The strong Catholic faith of the Archdiocese of St. Louis is manifested in a host of ways. Some examples are Eucharistic adoration in almost all of the parishes and its extension through enthronement of the Sacred Heart in many homes, a strong archdiocesan seminary enrolling an ever growing number of archdiocesan seminarians, a long-standing and vigorous exercise of the apostolate of the respect for human life, a generosity to the Annual Catholic Appeal, which is unparalleled in the Church throughout our nation; multiple agencies of Catholic Charities and a Saint Vincent de Paul Conference in practically every parish; and the deeply-rooted practice of making great sacrifices to provide a Catholic-school education for the children and young people, including the children and young people with special needs. These are just some examples.

The New Evangelization and Controversy

As archbishop, building upon the strength of Catholic life in the Archdiocese, I tried to lead you in the new evangelization which is so needed in the totally secularized society in which we live. Your response has been dedicated and generous. In thanking you for your response to my pastoral leadership in carrying out the new evangelization, I urge you to continue to teach, to celebrate in prayer and the sacred liturgy, and to live in practice our Catholic faith with new enthusiasm and new energy, with the enthusiasm and energy of the first disciples of our Lord and of the first missionaries to our part of the world.

During my service in the Archdiocese and as I am now leaving you, the secular media have focused very much on the controversies which have marked my years in the Archdiocese of St. Louis. While the controversies have been difficult for us all, I did not shrink from them, when I knew the integrity of our Catholic faith, worship, and practice was at stake.
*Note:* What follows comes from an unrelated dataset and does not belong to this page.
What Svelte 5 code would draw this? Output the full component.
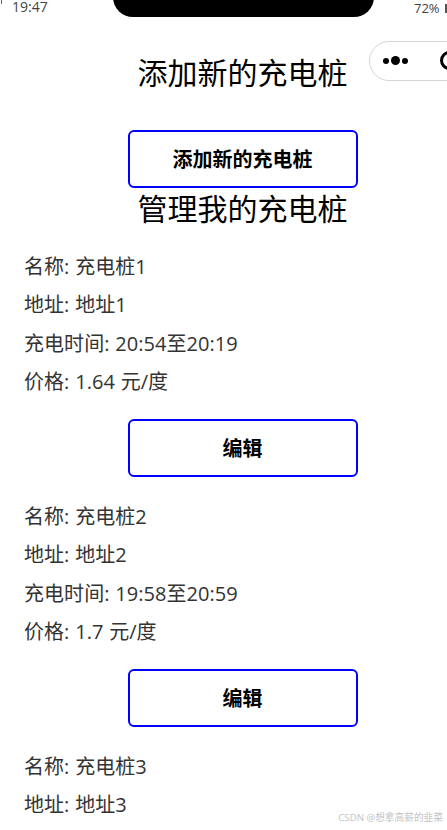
<script>
	const piles = [
		{ name: '充电桩1', address: '地址1', time: '20:54至20:19', price: '1.64' },
		{ name: '充电桩2', address: '地址2', time: '19:58至20:59', price: '1.7' },
		{ name: '充电桩3', address: '地址3', time: '', price: '' }
	];
</script>

<div class="screen">
	<div class="status">
		<span class="clock">19:47</span>
		<span class="notch"></span>
		<span class="battery">72%</span>
	</div>
	<div class="capsule" aria-hidden="true">
		<span class="dots"><i></i><b></b><i></i></span>
		<span class="ring"></span>
	</div>

	<main class="page">
		<h2>添加新的充电桩</h2>
		<button class="btn first">添加新的充电桩</button>
		<h2 class="manage">管理我的充电桩</h2>

		<div class="list">
			{#each piles as pile}
				<section class="pile">
					<p>名称: {pile.name}</p>
					<p>地址: {pile.address}</p>
					{#if pile.time}
						<p>充电时间: {pile.time}</p>
						<p>价格: {pile.price} 元/度</p>
						<button class="btn">编辑</button>
					{/if}
				</section>
			{/each}
		</div>
	</main>

	<span class="mark">CSDN @想拿高薪的韭菜</span>
</div>

<style>
	:global(body) {
		margin: 0;
		background: #fff;
	}

	.screen {
		position: relative;
		width: 447px;
		height: 830px;
		overflow: hidden;
		background: #fff;
		font-family: 'Open Sans', 'Noto Sans CJK SC', sans-serif;
		color: #000;
	}

	.status {
		height: 40px;
		color: #444;
	}

	.status::before {
		content: '';
		position: absolute;
		left: 1px;
		top: 0;
		width: 1px;
		height: 4px;
		background: #666;
	}

	.clock {
		position: absolute;
		left: 12px;
		top: 0;
		font-size: 14px;
		line-height: 14px;
	}

	.notch {
		position: absolute;
		left: 113px;
		top: -20px;
		width: 261px;
		height: 37px;
		background: #000;
		border-radius: 0 0 20px 20px;
	}

	.battery {
		position: absolute;
		left: 414px;
		top: 2px;
		font-size: 13px;
		line-height: 13px;
	}

	.battery::after {
		content: '';
		position: absolute;
		left: 31px;
		top: 2px;
		width: 2px;
		height: 9px;
		background: #555;
	}

	.capsule {
		position: absolute;
		left: 369px;
		top: 41px;
		width: 120px;
		height: 40px;
		box-sizing: border-box;
		border: 1px solid #d6d6d6;
		border-radius: 20px;
		background: #fff;
	}

	.dots {
		position: absolute;
		left: 13px;
		top: 14px;
		display: flex;
		align-items: center;
		gap: 2px;
	}

	.dots i {
		width: 6px;
		height: 6px;
		border-radius: 50%;
		background: #000;
	}

	.dots b {
		width: 9px;
		height: 9px;
		border-radius: 50%;
		background: #000;
	}

	.ring {
		position: absolute;
		left: 70px;
		top: 9px;
		width: 19px;
		height: 19px;
		box-sizing: border-box;
		border: 3px solid #000;
		border-radius: 50%;
	}

	.page {
		width: 485px;
		display: flex;
		flex-direction: column;
	}

	h2 {
		margin: 12px 0 0;
		height: 44px;
		line-height: 42px;
		font-size: 30px;
		font-weight: 400;
		text-align: center;
	}

	h2.manage {
		margin: 0;
	}

	.btn {
		display: block;
		box-sizing: border-box;
		width: 230px;
		height: 58px;
		margin: 0 auto;
		padding: 0 0 2px;
		border: 2px solid #00f;
		border-radius: 6px;
		background: #fff;
		color: #000;
		font: 700 20px 'Open Sans', 'Noto Sans CJK SC', sans-serif;
	}

	.btn.first {
		margin-top: 34px;
	}

	.list {
		padding-top: 15.5px;
	}

	.pile {
		display: flex;
		flex-direction: column;
		padding: 0 24px;
	}

	.pile p {
		margin: 0;
		height: 38.5px;
		line-height: 38.5px;
		font-size: 20px;
		letter-spacing: 0.05px;
		word-spacing: 0.5px;
		color: #333;
	}

	.pile .btn {
		margin-top: 17.5px;
		margin-bottom: 20.5px;
	}

	.mark {
		position: absolute;
		right: 4px;
		bottom: 6px;
		font-size: 9.7px;
		color: #c4c4c4;
	}
</style>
Our society, which esteems, above all, political correctness, views negatively anyone who is in the eye of a controversy over questions of faith and morals. Yet, in the Church, we know that we, like our Divine Master, are destined to be a "sign of contradiction" (Luke 2:34). It is not by chance that our most esteemed religious symbol is the crucified Christ.

If a totally secularized society is not uncomfortable with the way we teach and pray and live, then we are not putting the truth of our faith into practice. While we must always speak the truth with love (Ephesians 4:15), we must speak the truth. A society which prefers the comfort of confusion and error will not be pleased. But what alone matters for us is that we be pleasing in the eyes of God. Thank you for holding fast to the truth of our Catholic faith, for praying and worshiping with the great devotion and fervor, and for witnessing to the truth of the faith in your attitudes, words, and actions.